Objective: Transcribe the records below in full; pictures stay out of the copy.

Records for processing:
..............................
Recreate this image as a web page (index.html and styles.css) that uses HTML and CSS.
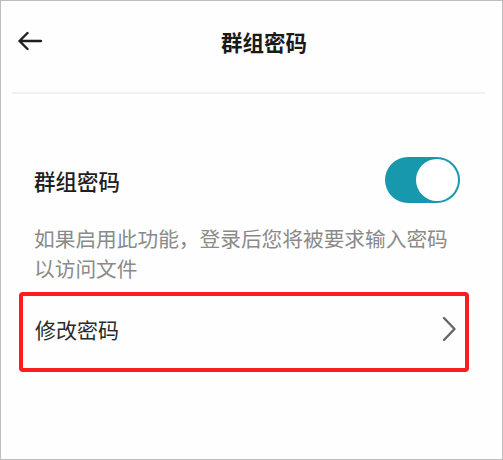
FILE: index.html
```html
<!DOCTYPE html>
<html>
<head>
  <meta charset="utf-8">
  <title>群组密码</title>
  <link rel="stylesheet" href="styles.css">
</head>
<body>
  <div class="screen">
    <header class="topbar">
      <svg class="back" width="25" height="20" viewBox="0 0 25 20">
        <path d="M24 10 H2.5 M10.5 2 L2.5 10 L10.5 18" fill="none" stroke="#1f1f1f" stroke-width="2.4" stroke-linecap="round" stroke-linejoin="round"/>
      </svg>
      <h1 class="title">群组密码</h1>
    </header>
    <div class="divider"></div>

    <section class="settings">
      <div class="toggle_row">
        <span class="label">群组密码</span>
        <span class="switch on"><span class="knob"></span></span>
      </div>
      <p class="hint">如果启用此功能，登录后您将被要求输入密码以访问文件</p>
    </section>

    <div class="link_row">
      <span class="link_label">修改密码</span>
      <svg class="chevron" width="16" height="28" viewBox="0 0 16 28">
        <path d="M3 3 L13.5 14 L3 25" fill="none" stroke="#666" stroke-width="2.4" stroke-linecap="round" stroke-linejoin="round"/>
      </svg>
    </div>
  </div>
</body>
</html>
```

FILE: styles.css
```css
* {
  box-sizing: border-box;
}

body {
  margin: 0;
  font-family: "Noto Sans CJK SC", "Noto Sans", sans-serif;
  background: #fff;
}

.screen {
  width: 503px;
  height: 460px;
  border: 1px solid #bdbdbd;
  background: #fefefe;
  overflow: hidden;
}

.topbar {
  display: flex;
  align-items: center;
  height: 80px;
  padding: 0 16px 0 16px;
}

.back {
  flex: none;
}

.title {
  flex: 1;
  margin: 0;
  text-align: center;
  font-size: 21.5px;
  font-weight: 700;
  color: #1a1a1a;
}

.divider {
  height: 2px;
  margin: 11px 17px 0 11px;
  background: #f1f1f1;
}

.settings {
  padding: 0 42px 0 33px;
}

.toggle_row {
  display: flex;
  align-items: center;
  justify-content: space-between;
  height: 46px;
  margin-top: 63px;
}

.label {
  font-size: 21.5px;
  font-weight: 500;
  color: #1e1e1e;
}

.switch {
  display: flex;
  align-items: center;
  justify-content: flex-end;
  width: 75px;
  height: 46px;
  padding: 2px;
  border-radius: 23px;
  background: #1898ad;
}

.knob {
  width: 42px;
  height: 42px;
  border-radius: 50%;
  background: #fff;
}

.hint {
  margin: 21px 0 0;
  font-size: 20.7px;
  line-height: 29.5px;
  color: #8a8a8a;
}

.link_row {
  display: flex;
  align-items: center;
  justify-content: space-between;
  height: 80px;
  margin: 9px 33px 0 18px;
  padding: 0 8px 7px 12px;
  border: 4px solid #ff1c1c;
  border-radius: 4px;
}

.link_label {
  font-size: 21px;
  color: #2a2a2a;
}
```
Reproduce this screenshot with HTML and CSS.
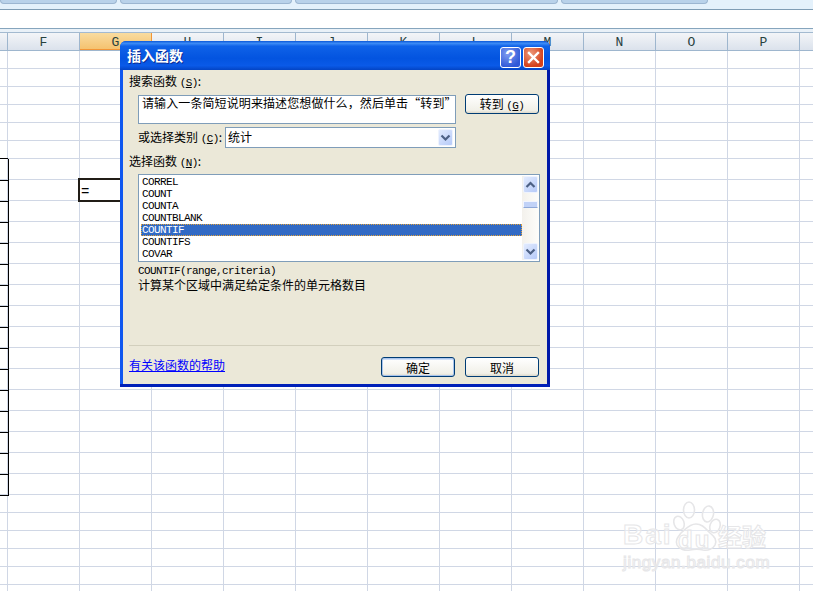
..............................
Exercise solution:
Recreate this image as a web page (index.html and styles.css) that uses HTML and CSS.
FILE: index.html
```html
<!DOCTYPE html>
<html>
<head>
  <meta charset="utf-8">
  <title>群组密码</title>
  <link rel="stylesheet" href="styles.css">
</head>
<body>
  <div class="screen">
    <header class="topbar">
      <svg class="back" width="25" height="20" viewBox="0 0 25 20">
        <path d="M24 10 H2.5 M10.5 2 L2.5 10 L10.5 18" fill="none" stroke="#1f1f1f" stroke-width="2.4" stroke-linecap="round" stroke-linejoin="round"/>
      </svg>
      <h1 class="title">群组密码</h1>
    </header>
    <div class="divider"></div>

    <section class="settings">
      <div class="toggle_row">
        <span class="label">群组密码</span>
        <span class="switch on"><span class="knob"></span></span>
      </div>
      <p class="hint">如果启用此功能，登录后您将被要求输入密码以访问文件</p>
    </section>

    <div class="link_row">
      <span class="link_label">修改密码</span>
      <svg class="chevron" width="16" height="28" viewBox="0 0 16 28">
        <path d="M3 3 L13.5 14 L3 25" fill="none" stroke="#666" stroke-width="2.4" stroke-linecap="round" stroke-linejoin="round"/>
      </svg>
    </div>
  </div>
</body>
</html>
```

FILE: styles.css
```css
* {
  box-sizing: border-box;
}

body {
  margin: 0;
  font-family: "Noto Sans CJK SC", "Noto Sans", sans-serif;
  background: #fff;
}

.screen {
  width: 503px;
  height: 460px;
  border: 1px solid #bdbdbd;
  background: #fefefe;
  overflow: hidden;
}

.topbar {
  display: flex;
  align-items: center;
  height: 80px;
  padding: 0 16px 0 16px;
}

.back {
  flex: none;
}

.title {
  flex: 1;
  margin: 0;
  text-align: center;
  font-size: 21.5px;
  font-weight: 700;
  color: #1a1a1a;
}

.divider {
  height: 2px;
  margin: 11px 17px 0 11px;
  background: #f1f1f1;
}

.settings {
  padding: 0 42px 0 33px;
}

.toggle_row {
  display: flex;
  align-items: center;
  justify-content: space-between;
  height: 46px;
  margin-top: 63px;
}

.label {
  font-size: 21.5px;
  font-weight: 500;
  color: #1e1e1e;
}

.switch {
  display: flex;
  align-items: center;
  justify-content: flex-end;
  width: 75px;
  height: 46px;
  padding: 2px;
  border-radius: 23px;
  background: #1898ad;
}

.knob {
  width: 42px;
  height: 42px;
  border-radius: 50%;
  background: #fff;
}

.hint {
  margin: 21px 0 0;
  font-size: 20.7px;
  line-height: 29.5px;
  color: #8a8a8a;
}

.link_row {
  display: flex;
  align-items: center;
  justify-content: space-between;
  height: 80px;
  margin: 9px 33px 0 18px;
  padding: 0 8px 7px 12px;
  border: 4px solid #ff1c1c;
  border-radius: 4px;
}

.link_label {
  font-size: 21px;
  color: #2a2a2a;
}
```
Reproduce this screenshot with HTML and CSS.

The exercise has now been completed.